Take each line that has the word "size" and return it.

********

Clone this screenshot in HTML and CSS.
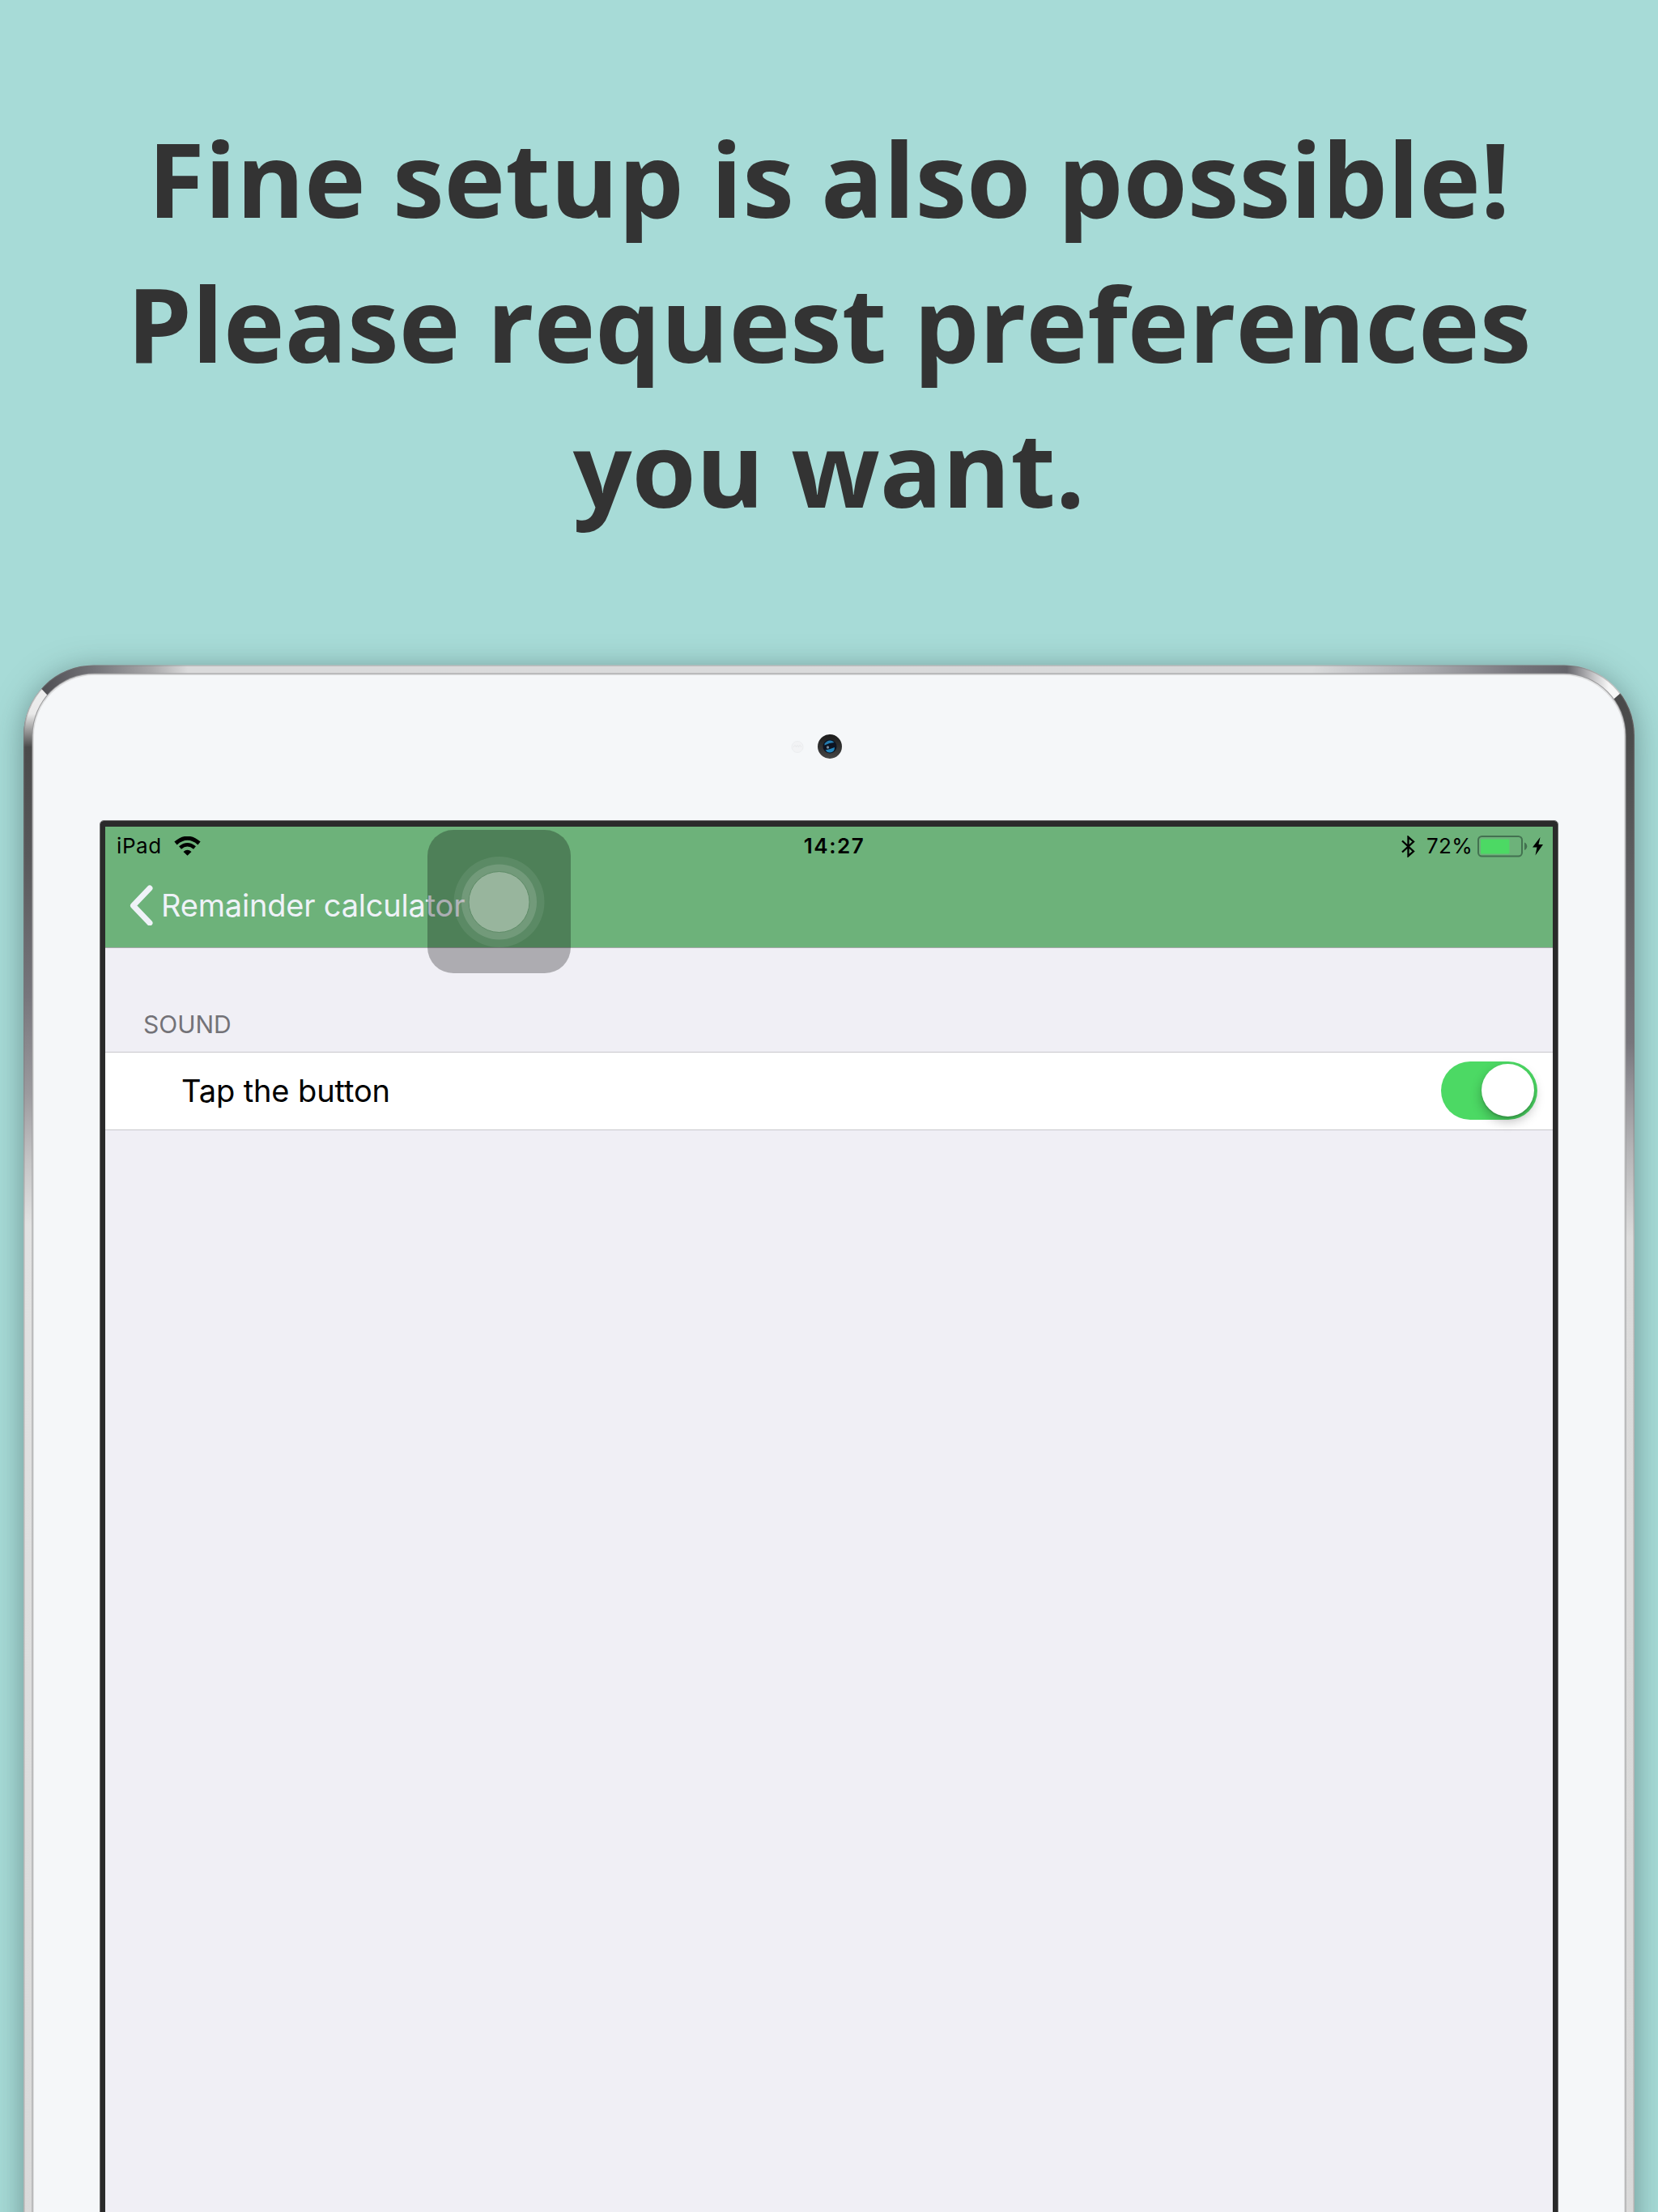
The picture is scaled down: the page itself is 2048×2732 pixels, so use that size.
FILE: index.html
```html
<!DOCTYPE html>
<html lang="en">
<head>
<meta charset="utf-8">
<title>Remainder calculator</title>
<link rel="stylesheet" href="styles.css">
</head>
<body>
<main class="poster">
  <h1 class="headline">Fine setup is also possible!<br>Please request preferences<br>you want.</h1>
  <section class="device">
    <svg class="device-frame" viewBox="0 0 1990 1960" width="1990" height="1960" aria-hidden="true">
      <defs>
        <linearGradient id="side-left" gradientUnits="userSpaceOnUse" x1="0" y1="0" x2="0" y2="1960">
          <stop offset="0" stop-color="#f4f4f4"/><stop offset=".031" stop-color="#e9e9e9"/><stop offset=".052" stop-color="#4a4a4a"/>
          <stop offset=".12" stop-color="#58585a"/><stop offset=".209" stop-color="#77767c"/><stop offset=".271" stop-color="#9c9b9f"/>
          <stop offset=".312" stop-color="#c4c4c5"/><stop offset=".353" stop-color="#e2e2e2"/><stop offset="1" stop-color="#d9d9d9"/>
        </linearGradient>
        <linearGradient id="side-right" gradientUnits="userSpaceOnUse" x1="0" y1="0" x2="0" y2="1960">
          <stop offset="0" stop-color="#484848"/><stop offset=".05" stop-color="#4c4c4c"/>
          <stop offset=".12" stop-color="#5c5c5e"/><stop offset=".238" stop-color="#77767c"/><stop offset=".265" stop-color="#929196"/>
          <stop offset=".306" stop-color="#b5b5b7"/><stop offset=".361" stop-color="#dcdcdc"/><stop offset="1" stop-color="#d9d9d9"/>
        </linearGradient>
        <linearGradient id="top-edge" gradientUnits="userSpaceOnUse" x1="0" y1="0" x2="1990" y2="0">
          <stop offset=".012" stop-color="#505054"/><stop offset=".045" stop-color="#75757a"/><stop offset=".08" stop-color="#aaaaac"/>
          <stop offset=".102" stop-color="#dadadb"/><stop offset=".8" stop-color="#d9dadb"/><stop offset=".87" stop-color="#aaabaf"/>
          <stop offset=".93" stop-color="#75747b"/><stop offset=".958" stop-color="#65656b"/><stop offset=".975" stop-color="#c8c8ca"/><stop offset=".984" stop-color="#f6f6f6"/>
        </linearGradient>
        <clipPath id="clip-left"><path d="M0 6L86 98V1960H0Z"/></clipPath>
        <clipPath id="clip-right"><path d="M1990 20L1904 95V1960H1990Z"/></clipPath>
      </defs>
      <rect y=".4" width="1990" height="2100" rx="87" fill="url(#top-edge)"/>
      <g clip-path="url(#clip-left)"><rect y=".4" width="1990" height="2100" rx="87" fill="url(#side-left)"/></g>
      <g clip-path="url(#clip-right)"><rect y=".4" width="1990" height="2100" rx="87" fill="url(#side-right)"/></g>
      <rect x=".75" y="1" width="1988.5" height="2100" rx="86" fill="none" stroke="#777" stroke-opacity=".4" stroke-width="1.5"/>
      <rect x="10.500" y="10.500" width="1969" height="2100" rx="77" fill="#98989a"/>
      <rect x="11.500" y="11.500" width="1967" height="2100" rx="76" fill="#dedfe0"/>
      <rect x="13" y="13" width="1964" height="2100" rx="75" fill="#f5f7f9"/>
    </svg>
    <div class="camera-row">
      <svg width="64" height="32" viewBox="0 0 64 32" aria-hidden="true">
        <defs><linearGradient id="lens" x1="0" y1="0" x2="0" y2="1"><stop offset="0" stop-color="#1b1b1b"/><stop offset="1" stop-color="#464646"/></linearGradient></defs>
        <circle cx="9" cy="16.500" r="7" fill="#f2f3f5" stroke="#eceef0"/>
        <path d="M4 17q2-5 4 0M7 17q2-5 4 0M10 17q2-5 4 0" stroke="#e9ebed" fill="none"/>
        <circle cx="49" cy="16" r="15" fill="url(#lens)"/>
        <circle cx="49" cy="16" r="8.500" fill="#0c1422"/>
        <path d="M42.500 12.500q6-7 12-1.500q-6 0-12 3.500z" fill="#257cae"/>
        <path d="M43.500 20.500q6-1.500 11.500-3.500q0 6-6 6.500q-4-.5-5.500-3z" fill="#2286bd"/>
        <circle cx="46.500" cy="17" r="1.700" fill="#75899c"/>
      </svg>
    </div>
    <div class="screen">
      <header class="topbar">
        <div class="status">
          <div class="status-left">
            <span class="carrier">iPad</span>
            <svg width="33" height="24" viewBox="0 0 33 24" aria-hidden="true">
              <path d="M2 8.500Q16.500-4 31 8.500" fill="none" stroke="#000" stroke-width="5"/>
              <path d="M7.500 14Q16.500 6.500 25.500 14" fill="none" stroke="#000" stroke-width="4.500"/>
              <path d="M11.500 19Q16.500 14.500 21.500 19L16.500 23.800Z"/>
            </svg>
          </div>
          <span class="clock">14:27</span>
          <div class="status-right">
            <svg class="bluetooth" width="17" height="27" viewBox="0 0 17 27" aria-hidden="true"><path d="M1 6.500L15 19.500L8.500 25.200V1.800L15 7.500L1 20.500" fill="none" stroke="#000" stroke-width="2.300"/></svg>
            <span class="percent">72%</span>
            <svg class="battery" width="62" height="27" viewBox="0 0 62 27" aria-hidden="true">
              <rect x="1" y="1" width="54" height="24.500" rx="4.500" fill="none" stroke="#437150" stroke-width="2"/>
              <rect x="4" y="4.500" width="35.500" height="18" rx="1" fill="#4cd964"/>
              <path d="M58 8.500Q61.300 10 61.300 13.300T58 18.100Z" fill="#437150"/>
            </svg>
            <svg width="13" height="23" viewBox="0 0 13 23" aria-hidden="true"><path d="M9.500 0L0 12.500H5.500L3.500 22.500L13 9H7.500Z"/></svg>
          </div>
        </div>
        <nav class="nav">
          <svg width="29" height="50" viewBox="0 0 29 50" aria-hidden="true"><path d="M25 4L4.500 25.500L25 47" fill="none" stroke="#eff2f8" stroke-width="7" stroke-linecap="round" stroke-linejoin="round"/></svg>
          <span class="back">Remainder calculator</span>
        </nav>
      </header>
      <h2 class="section-title">SOUND</h2>
      <div class="row">
        <span class="row-label">Tap the button</span>
        <div class="switch"><div class="knob"></div></div>
      </div>
      <div class="assistive">
        <svg width="177" height="177" viewBox="0 0 177 177" aria-hidden="true">
          <g fill="#fff"><circle cx="88.500" cy="89" r="56" opacity=".08"/><circle cx="88.500" cy="89" r="46.500" opacity=".14"/></g>
          <circle cx="88.500" cy="89" r="37.500" fill="#98b59d" stroke="#5f8c68" stroke-width="1"/>
        </svg>
      </div>
    </div>
  </section>
</main>
</body>
</html>
```
FILE: styles.css
```css
* { box-sizing: border-box; }
body { margin: 0; background: #a7dbd7; }
.poster {
  width: 2048px;
  height: 2732px;
  overflow: hidden;
  display: flex;
  flex-direction: column;
  align-items: center;
  padding-top: 130px;
}
.headline {
  margin: 0;
  height: 691px;
  flex: none;
  font: 700 128px/179.200px "Open Sans", "Noto Sans", sans-serif;
  color: #333;
  text-align: center;
  white-space: nowrap;
}
.device {
  position: relative;
  width: 1990px;
  height: 2100px;
  flex: none;
  border-radius: 87px;
  box-shadow: 0 6px 36px rgba(60, 90, 90, .55);
  font-family: Inter, sans-serif;
}
.device-frame { position: absolute; left: 0; top: 0; display: block; }
.camera-row {
  position: relative;
  height: 193px;
  padding: 85px 0 0 947px;
}
.camera-row svg { display: block; }
.screen {
  position: relative;
  margin-left: 95px;
  width: 1800px;
  height: 1900px;
  border: 6px solid #2a2a2a;
  border-top-width: 7px;
  border-radius: 4px;
  outline: 1px solid #6a6a6b;
  background: #f0eff5;
}
.topbar {
  height: 150px;
  background: #6db27a;
  border-bottom: 1px solid #a5a8a9;
}
.status {
  height: 48px;
  display: grid;
  grid-template-columns: 1fr auto 1fr;
  align-items: center;
  padding: 0 12px 0 14px;
  font-size: 26px;
  line-height: 32px;
}
.status-left, .status-right { display: flex; align-items: center; }
.status-left { gap: 15px; }
.status-right { justify-content: flex-end; }
.carrier { letter-spacing: .6px; }
.clock { font-weight: 600; letter-spacing: 1.500px; padding-left: 11px; }
.bluetooth { margin-right: 14px; }
.percent { margin-right: 6px; letter-spacing: .3px; }
.battery { margin-right: 6px; }
.nav {
  height: 98px;
  display: flex;
  align-items: center;
  padding-left: 30px;
  gap: 10px;
  color: #eff2f8;
}
.back { font-size: 38px; line-height: 46px; letter-spacing: -.2px; }
.section-title {
  margin: 0;
  height: 128px;
  padding: 75px 0 0 47px;
  font-size: 30px;
  line-height: 38px;
  font-weight: 400;
  color: #737277;
}
.row {
  height: 97px;
  display: flex;
  align-items: center;
  justify-content: space-between;
  padding: 0 19px 2px 94px;
  background: #fff;
  border-top: 1px solid #c8c7cc;
  border-bottom: 1px solid #c8c7cc;
}
.row-label { font-size: 38px; line-height: 46px; letter-spacing: -.1px; }
.switch {
  width: 119px;
  height: 72px;
  padding: 3px 4px 0 0;
  border-radius: 36px;
  background: #4cd964;
  display: flex;
  justify-content: flex-end;
}
.knob {
  width: 65px;
  height: 65px;
  border-radius: 50%;
  background: #fff;
  box-shadow: 0 6px 14px rgba(0, 0, 0, .28), 0 2px 2px rgba(0, 0, 0, .15);
}
.assistive {
  position: absolute;
  left: 398px;
  top: 4px;
  width: 177px;
  height: 177px;
  border-radius: 32px;
  background: rgba(0, 0, 0, .28);
}
.assistive svg { display: block; }
```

********

WRITTEN RESPONSE:
The picture is scaled down: the page itself is 2048×2732 pixels, so use that size.
  font-size: 26px;
.back { font-size: 38px; line-height: 46px; letter-spacing: -.2px; }
  font-size: 30px;
.row-label { font-size: 38px; line-height: 46px; letter-spacing: -.1px; }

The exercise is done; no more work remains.